GMPLS, short for Generalized Multi-Protocol Label Switching, is a technology that extends the capabilities of traditional Multi-Protocol Label Switching (MPLS) networks. MPLS is widely used in telecommunications to improve the efficiency and performance of data routing. GMPLS brings similar benefits to a wider range of network types, including optical networks, wavelength-division multiplexing (WDM) networks, and time-division multiplexing (TDM) networks.
Understanding GMPLS Technology and Applications
GMPLS is designed to provide a unified mechanism for controlling different types of networks, allowing for efficient management and optimization of network resources. It introduces the concept of a generalized label, which is used to identify and control various network resources.
One of the key advantages of GMPLS is its ability to integrate multiple network layers, such as the physical layer (e.g., fiber optic cables), data-link layer (e.g., Ethernet), and network layer (e.g., IP), into a single control plane. This allows for end-to-end provisioning and management of network services across different layers, leading to improved scalability and flexibility.
GMPLS also introduces the notion of traffic engineering, which enables network operators to dynamically adjust traffic routing and resource allocation based on real-time conditions. This feature is particularly useful in scenarios where traffic patterns fluctuate and require adaptive routing to ensure optimal performance.
Furthermore, GMPLS supports a range of applications, including optical transport networks, access networks, and mobile backhaul networks. For example, in optical transport networks, GMPLS enables the efficient provisioning and management of wavelength and fiber resources, facilitating the implementation of wavelength routing and switching.
The Benefits and Future of GMPLS
The adoption of GMPLS offers various benefits to network operators and service providers. By consolidating multiple network layers under a unified control plane, GMPLS simplifies network management, reduces operational costs, and accelerates service deployment. Its flexible traffic engineering capabilities also enable enhanced performance, fault tolerance, and Quality of Service (QoS) assurance.

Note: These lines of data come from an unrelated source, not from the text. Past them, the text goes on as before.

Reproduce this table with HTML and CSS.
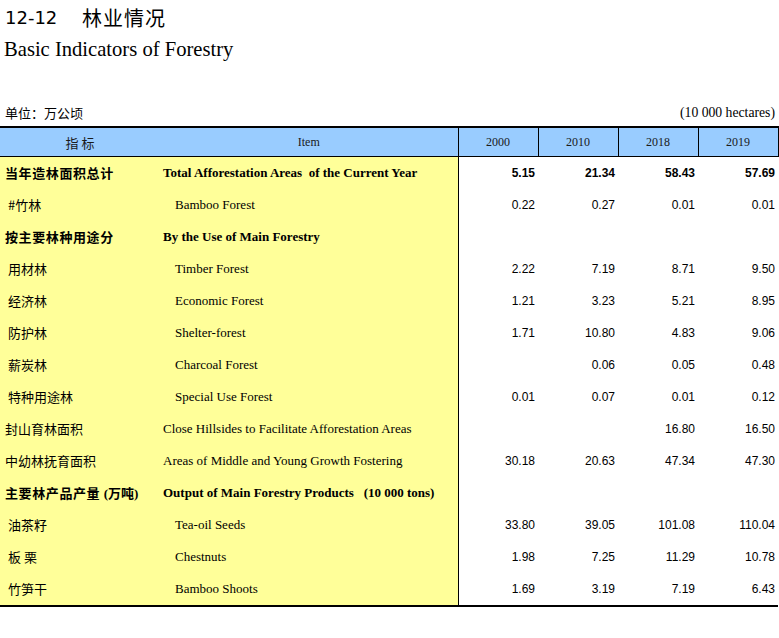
FILE: index.html
```html
<!DOCTYPE html>
<html lang="zh">
<head>
<meta charset="utf-8">
<link rel="stylesheet" href="styles.css">
</head>
<body>
<div class="title"><span class="num">12-12</span><span class="cn">林业情况</span></div>
<div class="subtitle">Basic Indicators of Forestry</div>
<div class="unit"><span class="unit-cn">单位：万公顷</span><span class="unit-en">(10 000 hectares)</span></div>
<table class="data">
<colgroup><col class="c1"><col class="c2"><col class="cy"><col class="cy"><col class="cy"><col class="cy"></colgroup>
<thead>
<tr><th class="h-cn">指 标</th><th class="h-en">Item</th><th class="h-y">2000</th><th class="h-y">2010</th><th class="h-y">2018</th><th class="h-y last">2019</th></tr>
</thead>
<tbody>
<tr class="bold"><td class="cn">当年造林面积总计</td><td class="en">Total Afforestation Areas&nbsp; of the Current Year</td><td class="n">5.15</td><td class="n">21.34</td><td class="n">58.43</td><td class="n">57.69</td></tr>
<tr><td class="cn sub">#竹林</td><td class="en sub">Bamboo Forest</td><td class="n">0.22</td><td class="n">0.27</td><td class="n">0.01</td><td class="n">0.01</td></tr>
<tr class="bold"><td class="cn">按主要林种用途分</td><td class="en">By the Use of Main Forestry</td><td class="n"></td><td class="n"></td><td class="n"></td><td class="n"></td></tr>
<tr><td class="cn sub">用材林</td><td class="en sub">Timber Forest</td><td class="n">2.22</td><td class="n">7.19</td><td class="n">8.71</td><td class="n">9.50</td></tr>
<tr><td class="cn sub">经济林</td><td class="en sub">Economic Forest</td><td class="n">1.21</td><td class="n">3.23</td><td class="n">5.21</td><td class="n">8.95</td></tr>
<tr><td class="cn sub">防护林</td><td class="en sub">Shelter-forest</td><td class="n">1.71</td><td class="n">10.80</td><td class="n">4.83</td><td class="n">9.06</td></tr>
<tr><td class="cn sub">薪炭林</td><td class="en sub">Charcoal Forest</td><td class="n"></td><td class="n">0.06</td><td class="n">0.05</td><td class="n">0.48</td></tr>
<tr><td class="cn sub">特种用途林</td><td class="en sub">Special Use Forest</td><td class="n">0.01</td><td class="n">0.07</td><td class="n">0.01</td><td class="n">0.12</td></tr>
<tr><td class="cn">封山育林面积</td><td class="en">Close Hillsides to Facilitate Afforestation Areas</td><td class="n"></td><td class="n"></td><td class="n">16.80</td><td class="n">16.50</td></tr>
<tr><td class="cn">中幼林抚育面积</td><td class="en">Areas of Middle and Young Growth Fostering</td><td class="n">30.18</td><td class="n">20.63</td><td class="n">47.34</td><td class="n">47.30</td></tr>
<tr class="bold"><td class="cn">主要林产品产量 <span class="paren">(万吨)</span></td><td class="en">Output of Main Forestry Products&nbsp;&nbsp; (10 000 tons)</td><td class="n"></td><td class="n"></td><td class="n"></td><td class="n"></td></tr>
<tr><td class="cn sub">油茶籽</td><td class="en sub">Tea-oil Seeds</td><td class="n">33.80</td><td class="n">39.05</td><td class="n">101.08</td><td class="n">110.04</td></tr>
<tr><td class="cn sub">板&nbsp;栗</td><td class="en sub">Chestnuts</td><td class="n">1.98</td><td class="n">7.25</td><td class="n">11.29</td><td class="n">10.78</td></tr>
<tr><td class="cn sub">竹笋干</td><td class="en sub">Bamboo Shoots</td><td class="n">1.69</td><td class="n">3.19</td><td class="n">7.19</td><td class="n">6.43</td></tr>
</tbody>
</table>
</body>
</html>
```
FILE: styles.css
```css
html, body {
  margin: 0;
  padding: 0;
  background: #fff;
  color: #000;
}
body {
  width: 779px;
}
.title {
  padding-top: 6px;
  padding-left: 5px;
  height: 24px;
  line-height: 24px;
  font-family: "Noto Sans CJK SC", "DejaVu Sans", sans-serif;
  font-size: 20px;
  display: flex;
}
.title .num {
  width: 77px;
  font-family: "DejaVu Sans", sans-serif;
  font-size: 18px;
}
.title .cn {
  letter-spacing: 1px;
}
.subtitle {
  margin-top: 6px;
  padding-left: 4px;
  height: 26px;
  line-height: 26px;
  font-family: "Liberation Serif", serif;
  font-size: 20.6px;
}
.unit {
  margin-top: 43px;
  height: 16px;
  line-height: 16px;
  display: flex;
  justify-content: space-between;
  padding-left: 5px;
  padding-right: 4px;
}
.unit-cn {
  font-family: "Noto Sans CJK SC", sans-serif;
  font-size: 13px;
}
.unit-en {
  font-family: "Liberation Serif", serif;
  font-size: 13.7px;
}
.data {
  margin-top: 5px;
  border-collapse: collapse;
  table-layout: fixed;
  width: 778px;
  border-top: 2px solid #000;
  border-bottom: 2px solid #000;
}
.c1 { width: 160px; }
.c2 { width: 298px; }
.cy { width: 80px; }
.data th {
  background: #99ccff;
  height: 28px;
  padding: 0;
  font-weight: normal;
  border-bottom: 1px solid #000;
  text-align: center;
  color: #1a1a1a;
}
.h-cn {
  font-family: "Noto Sans CJK SC", sans-serif;
  font-size: 13px;
}
.h-en, .h-y {
  font-family: "Liberation Serif", serif;
  font-size: 12px;
}
.h-en, .h-y {
  border-right: 1px solid #000;
}
.data td {
  height: 32px;
  padding: 0;
  vertical-align: middle;
}
.data td.cn {
  background: #ffff99;
  font-family: "Noto Sans CJK SC", sans-serif;
  font-size: 13px;
  padding-left: 5px;
  height: 30px;
  padding-bottom: 2px;
  white-space: nowrap;
}
.data td.cn.sub {
  padding-left: 8px;
}
.data td.en {
  background: #ffff99;
  font-family: "Liberation Serif", serif;
  font-size: 13px;
  padding-left: 3px;
  border-right: 1px solid #000;
  white-space: nowrap;
}
.data td.en.sub {
  padding-left: 15px;
}
.data td.n {
  font-family: "Liberation Sans", sans-serif;
  font-size: 12px;
  text-align: right;
  padding-right: 3px;
}
.bold td.cn {
  font-weight: bold;
  letter-spacing: 0.6px;
}
.bold td.en, .bold td.n {
  font-weight: bold;
}
.paren {
  font-family: "Liberation Serif", "Noto Sans CJK SC", serif;
  letter-spacing: 0;
}
```
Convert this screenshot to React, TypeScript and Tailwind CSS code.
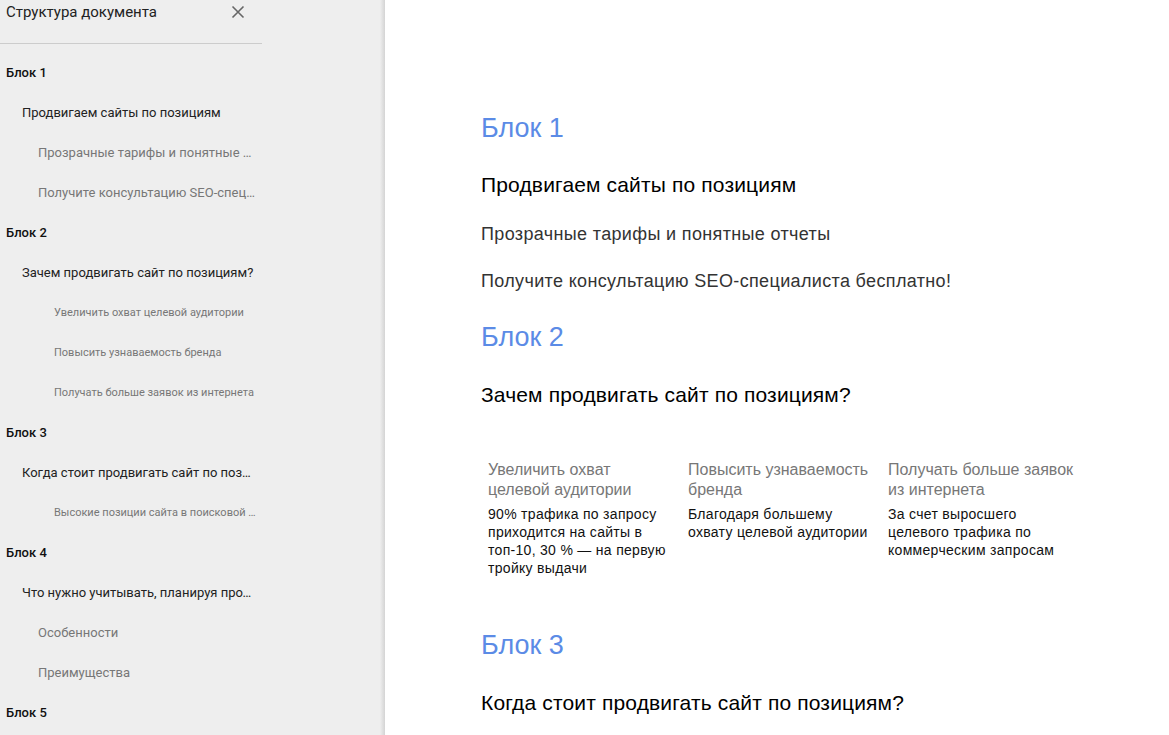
import React from "react";

type Item = { text: string; level: number };

const items: Item[] = [
  { text: "Блок 1", level: 1 },
  { text: "Продвигаем сайты по позициям", level: 2 },
  { text: "Прозрачные тарифы и понятные отчеты", level: 3 },
  { text: "Получите консультацию SEO-специалиста бесплатно!", level: 3 },
  { text: "Блок 2", level: 1 },
  { text: "Зачем продвигать сайт по позициям?", level: 2 },
  { text: "Увеличить охват целевой аудитории", level: 4 },
  { text: "Повысить узнаваемость бренда", level: 4 },
  { text: "Получать больше заявок из интернета", level: 4 },
  { text: "Блок 3", level: 1 },
  { text: "Когда стоит продвигать сайт по позициям?", level: 2 },
  { text: "Высокие позиции сайта в поисковой выдаче", level: 4 },
  { text: "Блок 4", level: 1 },
  { text: "Что нужно учитывать, планируя продвижение?", level: 2 },
  { text: "Особенности", level: 3 },
  { text: "Преимущества", level: 3 },
  { text: "Блок 5", level: 1 },
];

function Row({ item }: { item: Item }) {
  const cls =
    item.level === 1
      ? "pl-[6px] text-[13px] font-medium text-[#111]"
      : item.level === 2
      ? "pl-[22px] text-[13px] text-[#222]"
      : item.level === 3
      ? "pl-[38px] text-[13px] text-[#777]"
      : "pl-[54px] text-[11px] text-[#777]";
  return (
    <div className="h-[40px] flex items-center pr-[4px]">
      <div className={"truncate w-full " + cls}>{item.text}</div>
    </div>
  );
}

const columns = [
  {
    head: ["Увеличить охват", "целевой аудитории"],
    body: ["90% трафика по запросу", "приходится на сайты в", "топ-10, 30 % — на первую", "тройку выдачи"],
  },
  {
    head: ["Повысить узнаваемость", "бренда"],
    body: ["Благодаря большему", "охвату целевой аудитории"],
  },
  {
    head: ["Получать больше заявок", "из интернета"],
    body: ["За счет выросшего", "целевого трафика по", "коммерческим запросам"],
  },
];

export default function App() {
  return (
    <div className="flex w-[1169px] h-[735px] overflow-hidden bg-white">
      <aside
        className="flex w-[385px] shrink-0 h-full bg-[#eeeeee]"
        style={{ fontFamily: "Roboto, 'Noto Sans', sans-serif" }}
      >
        <div className="flex-1">
          <div className="w-[262px]">
            <div className="h-[44px] border-b border-[#cccccc] flex items-start justify-between pl-[6px] pr-[12px]">
              <span className="text-[15px] leading-[24px] text-[#222]">Структура документа</span>
              <svg width="24" height="24" viewBox="0 0 24 24">
                <path d="M6.5 6.5 L17.5 17.5 M17.5 6.5 L6.5 17.5" stroke="#666" strokeWidth="1.6" fill="none" />
              </svg>
            </div>
            <div className="pt-[9px]">
              {items.map((it, i) => (
                <Row key={i} item={it} />
              ))}
            </div>
          </div>
        </div>
        <div className="w-[5px] h-full bg-gradient-to-r from-[#eeeeee] to-[#d4d4d4]" />
      </aside>
      <main
        className="flex-1 pl-[96px] pt-[112px]"
        style={{ fontFamily: "'Liberation Sans', Arial, sans-serif" }}
      >
        <h1 className="text-[27px] leading-[32px] text-[#5b8be6]">Блок 1</h1>
        <h2 className="mt-[29px] text-[21px] leading-[24px] tracking-[0.15px] text-black">
          Продвигаем сайты по позициям
        </h2>
        <p className="mt-[26px] text-[18px] leading-[22px] tracking-[0.35px] text-[#333]">
          Прозрачные тарифы и понятные отчеты
        </p>
        <p className="mt-[25px] text-[18px] leading-[22px] tracking-[0.35px] text-[#333]">
          Получите консультацию SEO-специалиста бесплатно!
        </p>
        <h1 className="mt-[29px] text-[27px] leading-[32px] text-[#5b8be6]">Блок 2</h1>
        <h2 className="mt-[30px] text-[21px] leading-[24px] tracking-[0.15px] text-black">
          Зачем продвигать сайт по позициям?
        </h2>
        <div className="mt-[53px] pl-[7px] flex">
          {columns.map((c, i) => (
            <div key={i} className="w-[200px] shrink-0">
              <div className="text-[16px] leading-[20px] text-[#777]">
                {c.head.map((l, j) => (
                  <div key={j} className="whitespace-nowrap">{l}</div>
                ))}
              </div>
              <div className="mt-[5px] text-[14px] leading-[18px] tracking-[0.3px] text-[#111]">
                {c.body.map((l, j) => (
                  <div key={j} className="whitespace-nowrap">{l}</div>
                ))}
              </div>
            </div>
          ))}
        </div>
        <h1 className="mt-[52px] text-[27px] leading-[32px] text-[#5b8be6]">Блок 3</h1>
        <h2 className="mt-[30px] text-[21px] leading-[24px] tracking-[0.15px] text-black">
          Когда стоит продвигать сайт по позициям?
        </h2>
      </main>
    </div>
  );
}
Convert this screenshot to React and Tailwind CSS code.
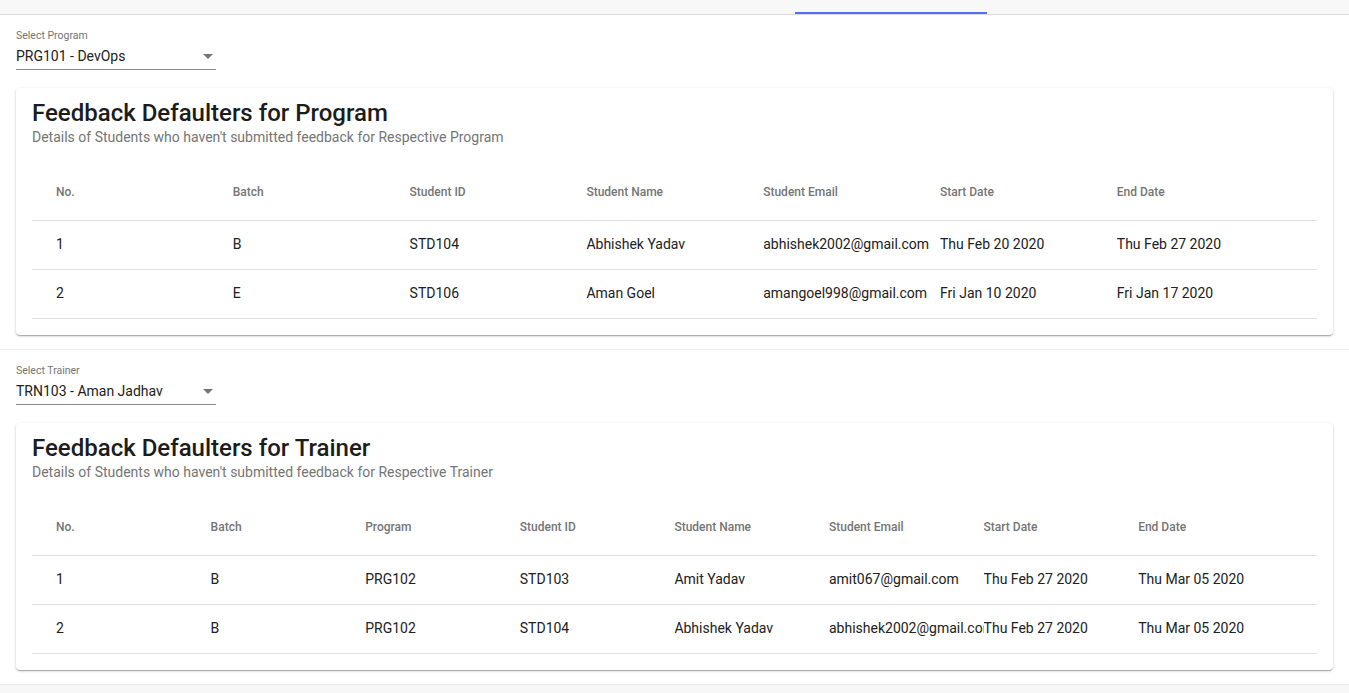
import React from "react";

const font = { fontFamily: "Roboto, 'Liberation Sans', sans-serif" };

function Select({ label, value }) {
  return (
    <div className="w-[200px]">
      <div className="text-[10.5px] leading-[12px] text-[#757575]">{label}</div>
      <div className="mt-[4px] flex items-center border-b border-[#8a8a8a] pb-[3px]">
        <div className="flex-1 text-[14px] leading-[20px] text-[#212121]">{value}</div>
        <svg viewBox="0 0 24 24" className="-mr-1 h-6 w-6 -my-[2px]" fill="#757575">
          <path d="M7 10l5 5 5-5z" />
        </svg>
      </div>
    </div>
  );
}

function Card({ title, subtitle, headers, rows, cols }) {
  return (
    <div className="mt-[18px] rounded-[4px] bg-white px-4 pt-[11px] pb-4 shadow-[0_1px_3px_0_rgba(0,0,0,0.2),0_1px_1px_0_rgba(0,0,0,0.14),0_2px_1px_-1px_rgba(0,0,0,0.12)]">
      <div className="text-[24px] leading-[28px] font-medium text-[#1c1c1c]">{title}</div>
      <div className="text-[14px] leading-[20px] text-[#757575]">{subtitle}</div>
      <div className="mt-[17px]">
        <div className={`grid ${cols} h-[57px] items-center border-b border-[#e0e0e0] pl-6 text-[12px] font-medium text-[#757575]`}>
          {headers.map((h) => (
            <div key={h} className="overflow-hidden whitespace-nowrap">{h}</div>
          ))}
        </div>
        {rows.map((r, i) => (
          <div key={i} className={`grid ${cols} h-[49px] items-center border-b border-[#e0e0e0] pl-6 pb-[1px] text-[14px] text-[#212121]`}>
            {r.map((c, j) => (
              <div key={j} className="overflow-hidden whitespace-nowrap">{c}</div>
            ))}
          </div>
        ))}
      </div>
    </div>
  );
}

export default function App() {
  return (
    <div className="min-h-screen bg-[#f7f7f7]" style={font}>
      <div className="relative h-[15px] border-b border-[#dadada] bg-[#f8f8f8]">
        <div className="absolute bottom-0 left-[795px] h-[2px] w-[192px] bg-[#536dfe]" />
      </div>
      <div className="bg-white px-4 pt-[15px] pb-[14px] shadow-[0_1px_2px_rgba(0,0,0,0.06)]">
        <Select label="Select Program" value="PRG101 - DevOps" />
        <Card
          title="Feedback Defaulters for Program"
          subtitle="Details of Students who haven't submitted feedback for Respective Program"
          cols="grid-cols-[176.8px_176.8px_176.8px_176.8px_176.8px_176.8px_1fr]"
          headers={["No.", "Batch", "Student ID", "Student Name", "Student Email", "Start Date", "End Date"]}
          rows={[
            ["1", "B", "STD104", "Abhishek Yadav", "abhishek2002@gmail.com", "Thu Feb 20 2020", "Thu Feb 27 2020"],
            ["2", "E", "STD106", "Aman Goel", "amangoel998@gmail.com", "Fri Jan 10 2020", "Fri Jan 17 2020"],
          ]}
        />
      </div>
      <div className="mt-[1px] bg-white px-4 pt-[15px] pb-[14px] shadow-[0_1px_2px_rgba(0,0,0,0.06)]">
        <Select label="Select Trainer" value="TRN103 - Aman Jadhav" />
        <Card
          title="Feedback Defaulters for Trainer"
          subtitle="Details of Students who haven't submitted feedback for Respective Trainer"
          cols="grid-cols-[154.6px_154.6px_154.6px_154.6px_154.6px_154.6px_154.6px_1fr]"
          headers={["No.", "Batch", "Program", "Student ID", "Student Name", "Student Email", "Start Date", "End Date"]}
          rows={[
            ["1", "B", "PRG102", "STD103", "Amit Yadav", "amit067@gmail.com", "Thu Feb 27 2020", "Thu Mar 05 2020"],
            ["2", "B", "PRG102", "STD104", "Abhishek Yadav", "abhishek2002@gmail.com", "Thu Feb 27 2020", "Thu Mar 05 2020"],
          ]}
        />
      </div>
    </div>
  );
}
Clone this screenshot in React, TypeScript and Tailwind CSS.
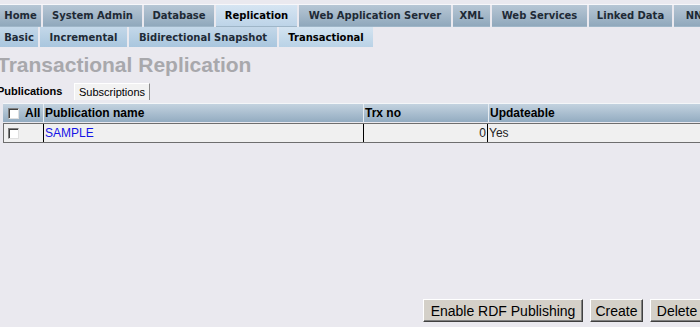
const topTabs = [
  { label: "Home", w: "w-[41px]" },
  { label: "System Admin", w: "w-[99px]" },
  { label: "Database", w: "w-[70px]" },
  { label: "Replication", w: "w-[81px]", active: true },
  { label: "Web Application Server", w: "w-[152px]" },
  { label: "XML", w: "w-[37px]" },
  { label: "Web Services", w: "w-[95px]" },
  { label: "Linked Data", w: "w-[83px]" },
  { label: "NN", w: "w-[40px]" },
];

const subTabs = [
  { label: "Basic", w: "w-[38px]" },
  { label: "Incremental", w: "w-[87px]" },
  { label: "Bidirectional Snapshot", w: "w-[148px]" },
  { label: "Transactional", w: "w-[94px]", active: true },
];

function Checkbox() {
  return (
    <span className="inline-block h-[11px] w-[11px] shrink-0 border border-t-[#808080] border-l-[#808080] border-b-[#e0e0e0] border-r-[#e0e0e0] bg-white shadow-[inset_1px_1px_0_#404040]" />
  );
}

function Button({ children, w }: { children: React.ReactNode; w: string }) {
  return (
    <button
      className={`h-[23px] shrink-0 border border-t-white border-l-white border-b-[#404040] border-r-[#404040] bg-[#d4d0c8] px-0 text-center text-[14px] leading-none text-black shadow-[inset_-1px_-1px_0_#808080] ${w}`}
    >
      {children}
    </button>
  );
}

export default function App() {
  return (
    <div className="flex h-[327px] w-[700px] flex-col overflow-hidden bg-[#eae9ef] font-['Liberation_Sans',Arial,sans-serif]">
      <div className="mt-[4px] border-t border-[#f7f7fa] font-['DejaVu_Sans',Verdana,sans-serif] text-[10px] font-bold">
        <div className="flex gap-[2px] whitespace-nowrap">
          {topTabs.map((t) => (
            <div
              key={t.label}
              className={`flex h-[22px] shrink-0 items-center justify-center border-b border-[#9fb6c8] ${t.w} ${
                t.active
                  ? "bg-gradient-to-b from-[#d6e5f2] to-[#bdd4e8] text-black"
                  : "bg-gradient-to-b from-[#b7c7d5] to-[#90a8bc] text-[#1e2a36]"
              }`}
            >
              {t.label}
            </div>
          ))}
        </div>
        <div className="flex gap-[2px] whitespace-nowrap">
          {subTabs.map((t) => (
            <div
              key={t.label}
              className={`flex h-[20px] shrink-0 items-center justify-center ${t.w} ${
                t.active
                  ? "bg-gradient-to-b from-[#d4e4f1] to-[#b9d2e6] text-black"
                  : "bg-gradient-to-b from-[#c4d8e9] to-[#a9c6de] text-[#1e2a36]"
              }`}
            >
              {t.label}
            </div>
          ))}
        </div>
      </div>

      <h1 className="ml-[-3px] mt-[5px] text-[21px] font-bold leading-[26px] text-[#a8a8ac]">
        Transactional Replication
      </h1>

      <div className="mt-[5px] flex items-end text-[11px]">
        <div className="ml-[-3px] flex h-[17px] w-[77px] items-center font-bold text-black">
          Publications
        </div>
        <div className="flex h-[17px] items-center border border-b-0 border-t-white border-l-white border-r-[#8a8a8a] bg-[#f2f2f2] px-[4px] text-black">
          Subscriptions
        </div>
      </div>

      <div className="ml-[3px] mt-[3px] text-[12px]">
        <div className="flex h-[19px] items-stretch border-t border-[#f4f6f8] bg-gradient-to-b from-[#c3d2df] to-[#93acc1] font-bold text-black">
          <div className="flex w-[40px] items-center gap-[6px] pl-[5px]">
            <Checkbox />
            <span>All</span>
          </div>
          <div className="flex w-[320px] items-center border-l border-[#e6ecf2] pl-[1px]">Publication name</div>
          <div className="flex w-[125px] items-center border-l border-[#e6ecf2] pl-[1px]">Trx no</div>
          <div className="flex flex-1 items-center border-l border-[#e6ecf2] pl-[1px]">Updateable</div>
        </div>
        <div className="mt-[1px] flex h-[20px] items-stretch border-y border-l border-t-[#6e6e6e] border-b-[#6e6e6e] border-l-[#6e6e6e] bg-[#f0f0f0] text-[12px]">
          <div className="flex w-[39px] items-center pl-[4px]">
            <Checkbox />
          </div>
          <div className="flex w-[320px] items-center border-l border-black pl-[1px] text-[#1414e6]">SAMPLE</div>
          <div className="flex w-[125px] items-center justify-end border-r border-l border-black pr-[1px] text-[#222]">0</div>
          <div className="flex flex-1 items-center pl-[1px] text-[#222]">Yes</div>
        </div>
      </div>

      <div className="mb-[5px] mr-[-4px] mt-auto flex justify-end gap-[7px]">
        <Button w="w-[160px]">Enable RDF Publishing</Button>
        <Button w="w-[53px]">Create</Button>
        <Button w="w-[54px]">Delete</Button>
      </div>
    </div>
  );
}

Looking ahead, GMPLS is expected to play a significant role in supporting emerging technologies such as software-defined networking (SDN) and network function virtualization (NFV). By providing a scalable and interoperable framework for network control, GMPLS can seamlessly integrate with these paradigms and enable greater flexibility and programmability in network operations.
In conclusion, GMPLS is a powerful technology that extends the capabilities of MPLS to different types of networks. It enables integrated network control, efficient resource management, and dynamic traffic engineering. With its broad range of applications and future synergetic potential with emerging technologies, GMPLS continues to evolve as a key enabler of advanced networking solutions.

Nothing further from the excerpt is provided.